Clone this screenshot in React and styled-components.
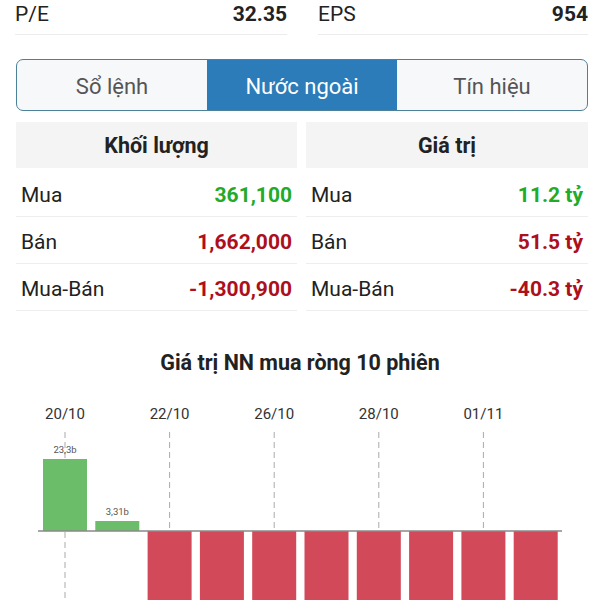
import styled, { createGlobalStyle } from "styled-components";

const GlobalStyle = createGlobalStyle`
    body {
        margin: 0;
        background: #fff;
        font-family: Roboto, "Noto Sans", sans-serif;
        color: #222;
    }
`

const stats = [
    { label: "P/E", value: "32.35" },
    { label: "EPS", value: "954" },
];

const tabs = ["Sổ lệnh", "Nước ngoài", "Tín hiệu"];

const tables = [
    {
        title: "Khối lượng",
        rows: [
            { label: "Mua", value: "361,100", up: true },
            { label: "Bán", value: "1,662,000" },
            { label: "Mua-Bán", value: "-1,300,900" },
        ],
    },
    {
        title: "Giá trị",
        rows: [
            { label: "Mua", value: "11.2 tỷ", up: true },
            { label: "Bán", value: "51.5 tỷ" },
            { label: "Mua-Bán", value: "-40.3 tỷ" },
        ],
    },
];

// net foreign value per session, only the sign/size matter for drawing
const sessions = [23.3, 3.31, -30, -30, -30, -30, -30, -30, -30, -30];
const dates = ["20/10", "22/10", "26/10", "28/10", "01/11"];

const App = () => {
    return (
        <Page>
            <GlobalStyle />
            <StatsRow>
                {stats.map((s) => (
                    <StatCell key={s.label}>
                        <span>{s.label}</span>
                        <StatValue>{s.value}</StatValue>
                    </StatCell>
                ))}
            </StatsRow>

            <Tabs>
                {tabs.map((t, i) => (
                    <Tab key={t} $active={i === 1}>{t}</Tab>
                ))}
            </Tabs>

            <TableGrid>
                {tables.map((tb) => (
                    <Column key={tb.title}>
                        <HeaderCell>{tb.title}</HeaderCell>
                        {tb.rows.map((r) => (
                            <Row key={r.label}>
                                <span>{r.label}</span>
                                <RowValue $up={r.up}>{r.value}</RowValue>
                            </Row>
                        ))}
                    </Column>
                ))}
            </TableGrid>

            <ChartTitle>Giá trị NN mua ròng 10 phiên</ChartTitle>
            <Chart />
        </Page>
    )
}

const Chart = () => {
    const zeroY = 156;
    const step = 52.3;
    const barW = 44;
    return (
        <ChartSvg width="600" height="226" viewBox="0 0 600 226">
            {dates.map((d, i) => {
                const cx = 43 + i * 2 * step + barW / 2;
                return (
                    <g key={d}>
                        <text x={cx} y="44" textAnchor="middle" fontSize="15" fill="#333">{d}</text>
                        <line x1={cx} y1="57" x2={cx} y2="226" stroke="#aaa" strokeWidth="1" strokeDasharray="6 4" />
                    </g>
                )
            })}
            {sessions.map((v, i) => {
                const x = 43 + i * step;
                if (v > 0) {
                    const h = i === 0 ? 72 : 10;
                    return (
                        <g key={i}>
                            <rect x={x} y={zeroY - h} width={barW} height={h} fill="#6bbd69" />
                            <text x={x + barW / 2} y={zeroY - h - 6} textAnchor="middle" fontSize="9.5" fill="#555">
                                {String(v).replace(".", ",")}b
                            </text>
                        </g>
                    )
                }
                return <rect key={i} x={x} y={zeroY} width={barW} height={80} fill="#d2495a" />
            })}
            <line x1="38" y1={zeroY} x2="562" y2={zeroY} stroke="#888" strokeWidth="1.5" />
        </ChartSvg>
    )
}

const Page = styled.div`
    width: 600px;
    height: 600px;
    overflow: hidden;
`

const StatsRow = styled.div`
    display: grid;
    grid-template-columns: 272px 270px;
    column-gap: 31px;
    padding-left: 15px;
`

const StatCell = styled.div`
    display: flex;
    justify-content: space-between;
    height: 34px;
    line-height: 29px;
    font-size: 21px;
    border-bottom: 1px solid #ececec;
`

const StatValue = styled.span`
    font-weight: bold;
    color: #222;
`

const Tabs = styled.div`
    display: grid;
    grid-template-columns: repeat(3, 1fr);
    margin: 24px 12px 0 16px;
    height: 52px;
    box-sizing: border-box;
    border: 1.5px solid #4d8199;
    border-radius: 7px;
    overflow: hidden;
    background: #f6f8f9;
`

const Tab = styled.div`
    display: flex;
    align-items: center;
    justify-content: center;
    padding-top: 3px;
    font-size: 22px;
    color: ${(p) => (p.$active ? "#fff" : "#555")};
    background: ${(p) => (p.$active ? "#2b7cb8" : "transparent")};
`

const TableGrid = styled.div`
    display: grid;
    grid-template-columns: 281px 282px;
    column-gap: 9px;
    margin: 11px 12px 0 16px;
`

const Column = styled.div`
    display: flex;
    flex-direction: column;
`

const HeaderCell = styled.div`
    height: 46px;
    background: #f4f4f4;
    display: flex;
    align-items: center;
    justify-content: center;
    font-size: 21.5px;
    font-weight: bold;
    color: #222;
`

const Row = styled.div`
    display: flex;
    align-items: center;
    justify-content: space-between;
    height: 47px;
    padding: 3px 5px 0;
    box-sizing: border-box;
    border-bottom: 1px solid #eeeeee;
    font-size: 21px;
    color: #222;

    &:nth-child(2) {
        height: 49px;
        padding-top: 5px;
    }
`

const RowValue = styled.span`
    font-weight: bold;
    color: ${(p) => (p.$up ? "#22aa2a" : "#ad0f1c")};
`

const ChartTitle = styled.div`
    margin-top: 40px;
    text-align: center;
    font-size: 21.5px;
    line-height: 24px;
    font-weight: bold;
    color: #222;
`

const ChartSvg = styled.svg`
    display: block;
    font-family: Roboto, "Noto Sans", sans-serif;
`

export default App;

-------------------------

• _Direction_
Copy each line containing the word "components" from the data.

• _Correct response_
Clone this screenshot in React and styled-components.
import styled, { createGlobalStyle } from "styled-components";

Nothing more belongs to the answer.